HTCondor has the ability to run jobs as either an unprivileged “nobody” user or as the submitting user. On Linux, enabling this is fairly easy: the administrator just sets the UID_DOMAIN configuration to the same value and away you go. On Windows, you need to run the credential daemon (condor_credd) and the user must send store credentials using condor_store_cred.

The manual does a pretty good job of describing the basic setup of the credd, though there are some important pieces missing. With help from HTCondor technical lead Todd Tannenbaum, I’ve submitted some improvements to the docs, but in the meantime…

The main thing to consider when configuring your pool to use the credd is that it wants things to be secure. That makes sense, considering its entire job is to securely store and transfer user credentials. The credd will not hand out the password unless the client is authenticated and using a secure connection. The method of authentication is not important (if you really, really trust your network, you can use the CLAIMTOBE method), so long as authentication occurs somehow.

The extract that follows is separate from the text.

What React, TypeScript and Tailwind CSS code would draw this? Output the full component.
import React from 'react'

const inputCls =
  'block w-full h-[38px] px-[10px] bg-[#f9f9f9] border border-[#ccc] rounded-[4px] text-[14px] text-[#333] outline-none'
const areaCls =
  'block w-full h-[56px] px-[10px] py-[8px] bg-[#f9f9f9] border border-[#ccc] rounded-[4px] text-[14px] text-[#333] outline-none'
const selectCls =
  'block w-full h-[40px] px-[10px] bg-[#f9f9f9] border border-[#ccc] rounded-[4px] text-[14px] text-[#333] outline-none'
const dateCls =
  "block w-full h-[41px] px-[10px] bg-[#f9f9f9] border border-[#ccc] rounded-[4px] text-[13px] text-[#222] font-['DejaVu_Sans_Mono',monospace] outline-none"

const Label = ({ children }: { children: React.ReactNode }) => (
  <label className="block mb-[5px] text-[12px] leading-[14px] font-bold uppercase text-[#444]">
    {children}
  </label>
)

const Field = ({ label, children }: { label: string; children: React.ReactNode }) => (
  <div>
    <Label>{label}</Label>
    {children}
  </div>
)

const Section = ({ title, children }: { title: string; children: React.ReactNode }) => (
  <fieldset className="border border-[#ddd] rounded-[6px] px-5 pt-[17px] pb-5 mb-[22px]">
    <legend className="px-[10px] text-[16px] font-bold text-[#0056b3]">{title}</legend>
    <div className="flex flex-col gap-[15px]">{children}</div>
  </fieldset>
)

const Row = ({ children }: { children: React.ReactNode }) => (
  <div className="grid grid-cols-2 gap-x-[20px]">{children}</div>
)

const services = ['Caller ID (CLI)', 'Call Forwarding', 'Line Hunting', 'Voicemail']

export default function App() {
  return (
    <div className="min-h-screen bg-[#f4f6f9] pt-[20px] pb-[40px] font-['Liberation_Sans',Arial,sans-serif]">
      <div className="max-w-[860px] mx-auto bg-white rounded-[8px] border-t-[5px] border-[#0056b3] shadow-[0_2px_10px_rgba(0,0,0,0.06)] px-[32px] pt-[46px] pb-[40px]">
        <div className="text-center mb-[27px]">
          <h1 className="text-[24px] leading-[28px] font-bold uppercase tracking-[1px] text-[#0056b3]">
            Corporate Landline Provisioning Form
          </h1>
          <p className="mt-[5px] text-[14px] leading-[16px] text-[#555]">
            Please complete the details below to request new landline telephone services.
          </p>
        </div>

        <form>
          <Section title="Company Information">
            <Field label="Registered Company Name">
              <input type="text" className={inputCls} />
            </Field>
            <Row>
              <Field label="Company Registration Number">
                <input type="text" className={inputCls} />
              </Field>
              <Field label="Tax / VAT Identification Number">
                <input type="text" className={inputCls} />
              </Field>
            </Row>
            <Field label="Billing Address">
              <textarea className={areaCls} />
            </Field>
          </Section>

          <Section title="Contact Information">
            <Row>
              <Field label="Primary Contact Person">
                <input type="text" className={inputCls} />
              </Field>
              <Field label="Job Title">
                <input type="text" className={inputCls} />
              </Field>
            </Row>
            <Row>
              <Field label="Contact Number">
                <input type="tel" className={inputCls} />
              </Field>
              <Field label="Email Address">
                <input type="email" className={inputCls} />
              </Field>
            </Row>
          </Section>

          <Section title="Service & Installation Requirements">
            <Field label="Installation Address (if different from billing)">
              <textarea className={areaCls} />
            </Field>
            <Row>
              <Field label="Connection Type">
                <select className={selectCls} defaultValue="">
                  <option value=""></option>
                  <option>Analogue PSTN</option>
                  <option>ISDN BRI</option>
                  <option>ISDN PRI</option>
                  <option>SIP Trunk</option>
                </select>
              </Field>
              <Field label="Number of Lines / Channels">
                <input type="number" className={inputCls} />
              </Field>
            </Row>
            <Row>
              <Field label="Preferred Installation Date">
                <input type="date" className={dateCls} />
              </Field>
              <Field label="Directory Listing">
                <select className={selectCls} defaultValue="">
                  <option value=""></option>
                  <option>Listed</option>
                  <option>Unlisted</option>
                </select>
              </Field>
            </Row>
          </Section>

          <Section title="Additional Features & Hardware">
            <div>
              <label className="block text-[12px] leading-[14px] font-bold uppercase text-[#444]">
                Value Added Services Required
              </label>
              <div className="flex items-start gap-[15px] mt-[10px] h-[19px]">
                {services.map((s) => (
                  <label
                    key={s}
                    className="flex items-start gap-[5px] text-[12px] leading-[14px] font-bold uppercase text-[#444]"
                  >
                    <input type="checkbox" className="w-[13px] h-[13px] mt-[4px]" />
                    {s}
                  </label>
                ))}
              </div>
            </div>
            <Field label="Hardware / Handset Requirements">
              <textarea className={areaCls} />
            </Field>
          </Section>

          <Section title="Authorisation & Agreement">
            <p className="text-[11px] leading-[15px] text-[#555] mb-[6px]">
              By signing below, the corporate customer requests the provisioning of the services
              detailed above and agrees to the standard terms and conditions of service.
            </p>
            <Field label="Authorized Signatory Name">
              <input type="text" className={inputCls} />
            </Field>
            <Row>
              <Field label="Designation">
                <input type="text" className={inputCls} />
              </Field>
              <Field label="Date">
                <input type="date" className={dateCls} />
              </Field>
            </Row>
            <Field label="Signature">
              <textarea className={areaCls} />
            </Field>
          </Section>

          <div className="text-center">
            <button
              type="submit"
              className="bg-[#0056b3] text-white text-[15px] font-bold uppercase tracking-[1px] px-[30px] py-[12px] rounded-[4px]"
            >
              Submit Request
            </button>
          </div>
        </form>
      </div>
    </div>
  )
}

So where do the condor_store_cred hints come in? Often, the credd runs on the same machine as the schedd, and users log in to there to submit jobs. In that case, everything’s probably fine. But if you’re submitting jobs from a machine outside the pool (for example, a user’s workstation), it can get a little hairier.

Before running condor_store_cred, HTCondor needs to be told where to look for the credd, and the client settings mentioned above need to meet the credd’s requirements. (I’m using CLAIMTOBE here for simplicity). If the machine the user submits from is not in the pool, condor_store_cred will need to know where to find the collector, too.

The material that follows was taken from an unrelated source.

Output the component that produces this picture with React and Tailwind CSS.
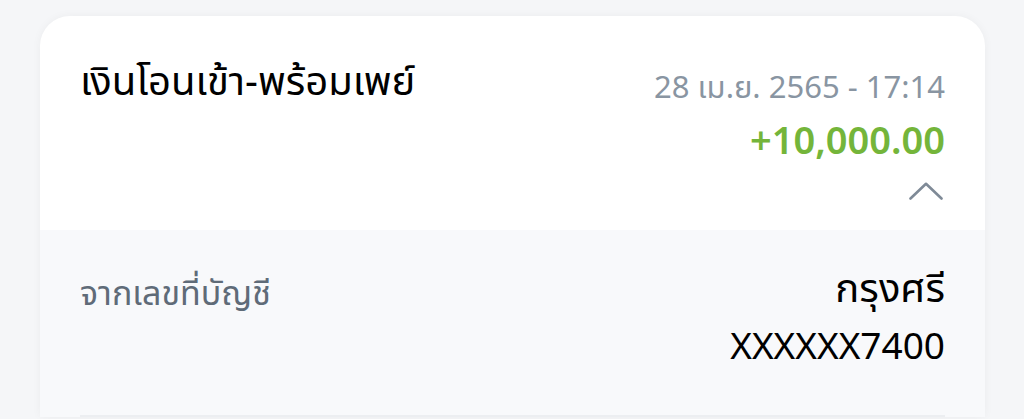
const App = () => {
  return (
    <div className="min-h-screen bg-[#f5f6f8] pt-4 pl-10 pr-[39px] overflow-hidden" style={{ fontFamily: '"Noto Sans", "Noto Sans Thai", "Noto Sans CJK SC", sans-serif' }}>
      <div className="bg-white rounded-t-[30px] shadow-[0_0_10px_rgba(0,0,0,0.045)] overflow-hidden">
        {/* header */}
        <div className="flex justify-between items-start px-10 pt-10 pb-[30px]">
          <h1 className="text-[40px] leading-[48px] text-black">เงินโอนเข้า-พร้อมเพย์</h1>
          <div className="flex flex-col items-end mt-[7px]">
            <span className="text-[31px] leading-[46px] text-[#8995a2]">28 เม.ย. 2565 - 17:14</span>
            <span className="mt-[7px] text-[38px] leading-[46px] font-semibold text-[#74b53a]">+10,000.00</span>
            <svg className="mt-5 mr-[2px]" width="34" height="18" viewBox="0 0 34 18" fill="none">
              <path d="M1.5 16.5 L17 1.8 L32.5 16.5" stroke="#7f8a97" strokeWidth="2.6" strokeLinecap="round" strokeLinejoin="round" />
            </svg>
          </div>
        </div>
        {/* detail */}
        <div className="bg-[#f8f9fb] px-10 pt-10">
          <div className="flex justify-between items-start pb-[47px] border-b-2 border-[#eceef1]">
            <span className="text-[34px] leading-[44px] text-[#5f6b78]">จากเลขที่บัญชี</span>
            <div className="flex flex-col items-end">
              <span className="text-[40px] leading-[34px] text-black">กรุงศรี</span>
              <span className="mt-[18px] text-[37px] leading-[46px] text-black">XXXXXX7400</span>
            </div>
          </div>
        </div>
      </div>
    </div>
  );
};

export default App;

CREDD_HOST = scheduler.example.com
COLLECTOR_HOST = centralmanager.example.com

As of this writing, condor_store_cred gives an unhelpful error message if something goes wrong. It will always say “Make sure your ALLOW_WRITE setting includes this host.”, so if your ALLOW_WRITE setting already includes the host in question, you might get stuck. Use the -debug option to get better output. For example:

02/16/16 12:23:51 STORE_CRED: In mode 'query'
02/16/16 12:23:51 Warning: Collector information was not found in the configuration file. ClassAds will not be sent to the collector and this daemon will not join a larger Condor pool.
02/16/16 12:23:51 STORE_CRED: Failed to start command.
02/16/16 12:23:51 STORE_CRED: Unable to contact the REMOTE schedd.

This tells you that you forgot to set the COLLECTOR_HOST in your configuration.

Another hint is that if your scheduler name is different than the machine name (e.g. if you run multiple condor_schedd processes on a single machine and have Q1@hostname, Q2@hostname, etc), you might need to include “-name Q1@hostname” in the arguments. Unlike most other HTCondor client commands, you cannot specify a “sinful string” as a target using the “-addr” option.

Hopefully this helps you save a little bit of time getting run_as_owner working on your Windows pool, until such time as I sit down to write that “Administering HTCondor” book that I’ve been meaning to work on for the last 5 years.